Portanto, é inconteste a importância da atividade exercida pelo produtor rural, que, independentemente de todos os riscos à produção, exerce o seu ofício incansavelmente [4].

Assim, é de suma importância que o produtor rural se atente aos casos de contratação de cédula rural nas modalidades do Decreto-Lei nº 167/1967. Em vista de cenários imprevisíveis que podem incorrer em quebra de safra com grave prejuízo, deve haver cuidado para que a atividade não sofra também com riscos de paralisação com execuções judiciais que podem impactar diretamente na atividade econômica rural.

 

 

[1] BRASIL, Decreto-Lei nº 167. 1967, art. 9º.

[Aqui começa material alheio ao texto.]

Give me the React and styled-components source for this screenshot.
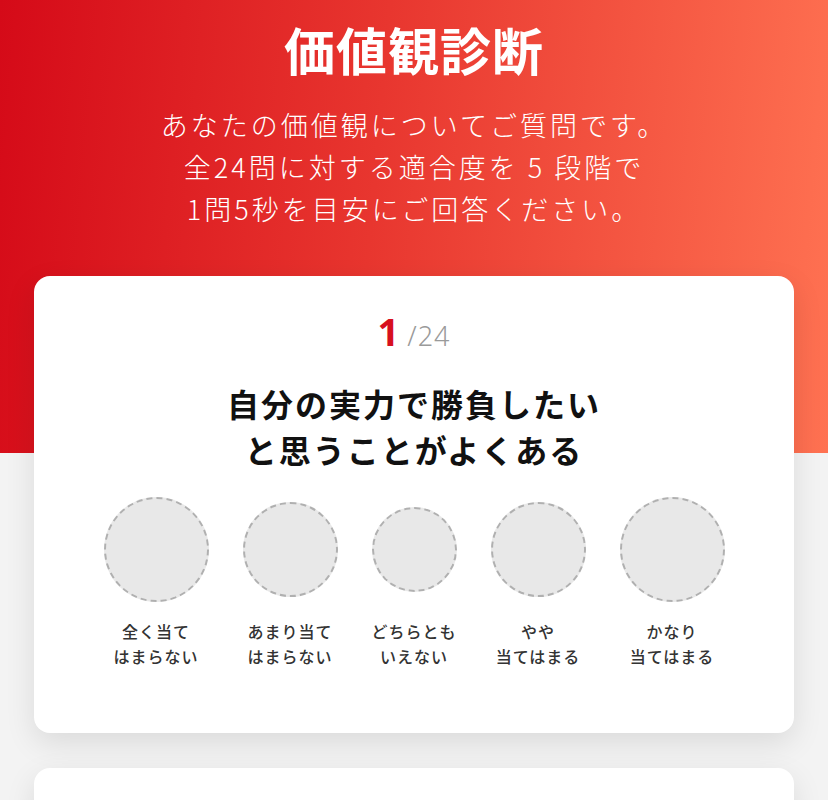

[2] BRASIL, Lei 10.406. 2002, art. 205º.

[3] ZAVASCKI, Teori Albino. Do processo de execução: arts. 566 a 645. In: SILVA, Ovídio A. Baptista da (Coord.). Comentários ao Código de processo civil. São Paulo: Revista dos Tribunais, 2000-2003. v. 8.

[4] CONAB – COMPANHIA NACIONAL DE ABASTECIMENTO. Acompanhamento da Safra Brasileira de Grãos, Brasília, DF, v. 10, safra 2022/23, n. 5 quinto levantamento, fevereiro 2023.